また、液体洗剤は元が液体なので「溶け残り」を気にすることはありません。すすぎも楽です。
ただ、「洗浄力が弱いということは、皮脂汚れはどうすればいの?」と疑問に思う人もいるでしょう。そのため、部屋干しのために液体洗剤を選ぶ場合は殺菌/抗菌性能に着目して選ぶことをおすすめします。
殺菌成分を含む洗剤では、臭いを発生させる雑菌そのものを減らす効果があるため、結果として臭いの発生を抑えることができます。また、抗菌成分を含む洗剤なら、残ってしまった雑菌の繁殖を抑制できます。
結果として、洗浄力の強い洗剤と同様に、部屋干し時の臭いの発生を抑えられるのです。
臭いの発生を抑えるには、より迅速に乾かすことも重要です。特に冬場、部屋の中で早く洗濯物を乾かすには以下のことに気を付けてください。
臭いという観点では、粉末と液体を問わず、最近の洗剤は香料を配合しているものが多いです。そのため、洗った後はその香料の香りを感じられます。
ただ、香料には「相性」があります。洗い終わった後に「あれ、何か香りが強すぎて不快……」ということもあります。「スメハラ(スメルハラスメント)」という言葉もある通り、香りが強すぎることで他人に不快な思いを与えることもあります。
香料入りの洗剤を使う場合は、できれば事前に香りを確認することをおすすめします。特にホームセンターなら、香りのサンプラーを設置していることもあります。
「買ったはいいけど、香りがちょっとなぁ」という場合は、すすぎの回数を2回に増やすとかなり和らぎます。洗剤成分や雑菌もよりしっかりすすげるので、臭いの発生も抑えられます。
なお、香りの強い洗剤を使っても、乾燥に時間がかかると雑菌によるイヤな臭いは生じます。早めに乾燥させましょう。
以上を踏まえて、部屋干しにおすすめな洗剤を紹介します。
花王の衣類用洗剤「アタック」シリーズの濃縮液体洗剤です。2槽式洗濯機や縦型の全自動洗濯機で使うことを想定した「レギュラー」タイプと、横型のドラム式洗濯機で使うことを想定して節水対応ポリマーの配合率を高めた「ドラム式専用」タイプが用意されています(洗浄成分の配合率は両者共に同じです)。それぞれのタイプに対して、キャップで計量する本体(ボトル)と、握り手を使って液剤の計量を行う本体(ワンハンド)の製品が用意されています(中身の液剤はどちらの本体でも共通です)。
洗浄成分を濃縮することによって洗浄力を向上した上で、抗菌剤に加えて雑菌による臭いの代謝をコントロールする仕組みを取り入れています。

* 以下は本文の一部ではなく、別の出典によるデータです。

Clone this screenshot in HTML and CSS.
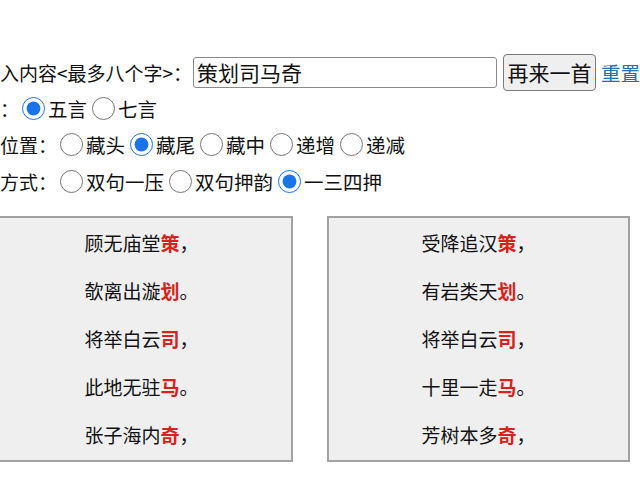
FILE: index.html
```html
<!DOCTYPE html>
<html lang="zh-CN">
<head>
  <meta charset="UTF-8">
  <title>藏头诗生成</title>
  <link rel="stylesheet" href="styles.css">
</head>
<body>
  <div class="page">

    <!-- 输入 -->
    <div class="row first">
      <span class="label">请输入内容&lt;最多八个字&gt;：</span>
      <input type="text" class="word-input" value="策划司马奇">
      <button class="again-btn">再来一首</button>
      <a href="#" class="reset">重置</a>
    </div>

    <div class="row">
      <span class="label">格式：</span>
      <label class="opt"><input type="radio" name="len" checked>五言</label>
      <label class="opt"><input type="radio" name="len">七言</label>
    </div>

    <div class="row">
      <span class="label">藏字位置：</span>
      <label class="opt"><input type="radio" name="pos">藏头</label>
      <label class="opt"><input type="radio" name="pos" checked>藏尾</label>
      <label class="opt"><input type="radio" name="pos">藏中</label>
      <label class="opt"><input type="radio" name="pos">递增</label>
      <label class="opt"><input type="radio" name="pos">递减</label>
    </div>

    <div class="row">
      <span class="label">押韵方式：</span>
      <label class="opt"><input type="radio" name="rhyme">双句一压</label>
      <label class="opt"><input type="radio" name="rhyme">双句押韵</label>
      <label class="opt"><input type="radio" name="rhyme" checked>一三四押</label>
    </div>

    <!-- 结果 -->
    <div class="poems">
      <div class="poem">
        <p>顾无庙堂<b>策</b>，</p>
        <p>欹离出漩<b>划</b>。</p>
        <p>将举白云<b>司</b>，</p>
        <p>此地无驻<b>马</b>。</p>
        <p>张子海内<b>奇</b>，</p>
      </div>
      <div class="poem">
        <p>受降追汉<b>策</b>，</p>
        <p>有岩类天<b>划</b>。</p>
        <p>将举白云<b>司</b>，</p>
        <p>十里一走<b>马</b>。</p>
        <p>芳树本多<b>奇</b>，</p>
      </div>
    </div>

  </div>
</body>
</html>
```

FILE: styles.css
```css
* {
  margin: 0;
  padding: 0;
  box-sizing: border-box;
}

body {
  background: #fff;
  color: #111;
  font-family: "Noto Sans CJK SC", "Noto Sans", sans-serif;
  font-size: 19px;
  overflow: hidden;
}

.page {
  margin-left: -38px;
  padding-top: 53px;
}

.row {
  display: flex;
  align-items: center;
  height: 36.5px;
  white-space: nowrap;
}

.row > * {
  flex-shrink: 0;
}

.row.first {
  height: 38px;
  margin-bottom: -1px;
}

.word-input {
  width: 304px;
  height: 31px;
  margin-left: 1px;
  padding: 0 3px;
  border: 1.5px solid #8a8a8a;
  border-radius: 3px;
  font-family: inherit;
  font-size: 21px;
  color: #111;
}

.again-btn {
  width: 93px;
  height: 37px;
  margin-left: 6px;
  background: #efefef;
  border: 1.5px solid #7a7a7a;
  border-radius: 4px;
  font-family: inherit;
  font-size: 21px;
  color: #111;
}

.reset {
  margin-left: 5px;
  color: #1f6fae;
  font-size: 19.5px;
  text-decoration: none;
}

.opt {
  display: flex;
  align-items: center;
  margin-left: 3px;
  margin-right: 2px;
  font-size: 19.5px;
}

.opt input {
  width: 23px;
  height: 23px;
  margin: 0 3px 0 0;
  accent-color: #1a73e8;
}

.poems {
  display: flex;
  gap: 34px;
  margin-left: 28px;
  margin-top: 16px;
}

.poem {
  width: 303px;
  padding: 1px 0;
  background: #efeff0;
  border: 2px solid #a2a2a2;
  text-align: center;
}

.poem p {
  line-height: 48px;
}

.poem b {
  color: #d8231c;
}
```
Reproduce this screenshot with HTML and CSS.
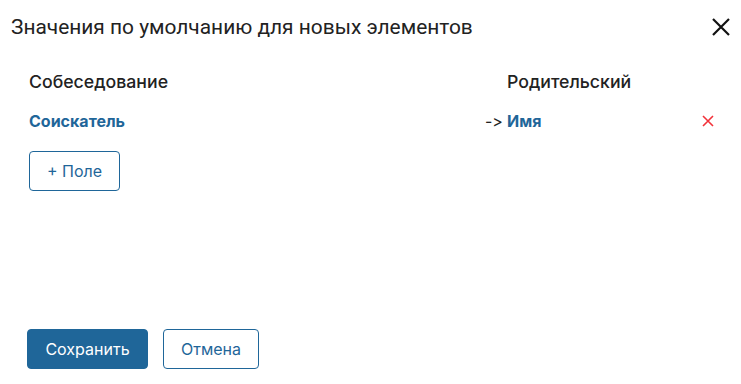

そのため、従来の液体洗剤と比べると部屋干し臭を発生しにくいことが特徴です。香料は、リーフィブリーズの香りを少しだけ配合しています。
P&Gの衣類用洗剤「アリエール」シリーズの粉末洗剤です。容量は600gと1.7kgの2種類が用意されています。計量スプーンは付属しないので、別途用意する必要があります。
漂白製品を2種類配合しており、汚れ落としと同時に除菌もしっかり行えるようになっています。同社の衣類用消臭剤「ファブリーズ」の開発チームと共同で開発した除臭成分も含まれています。洗浄力と消臭力の両方を重視するならイチオシです。
ライオンの衣類用洗剤「トップ」シリーズの濃縮液体洗剤です。「ニオイ専用」の名前からも分かる通り、通常の製品と比べると消臭/抗菌成分を強化しており、部屋干しでも便利に使えることが魅力です。
ボトル(本体)は、400gと660gの2種類を取りそろえていますが、400gでも従来の液体洗剤よりも多く洗濯できます。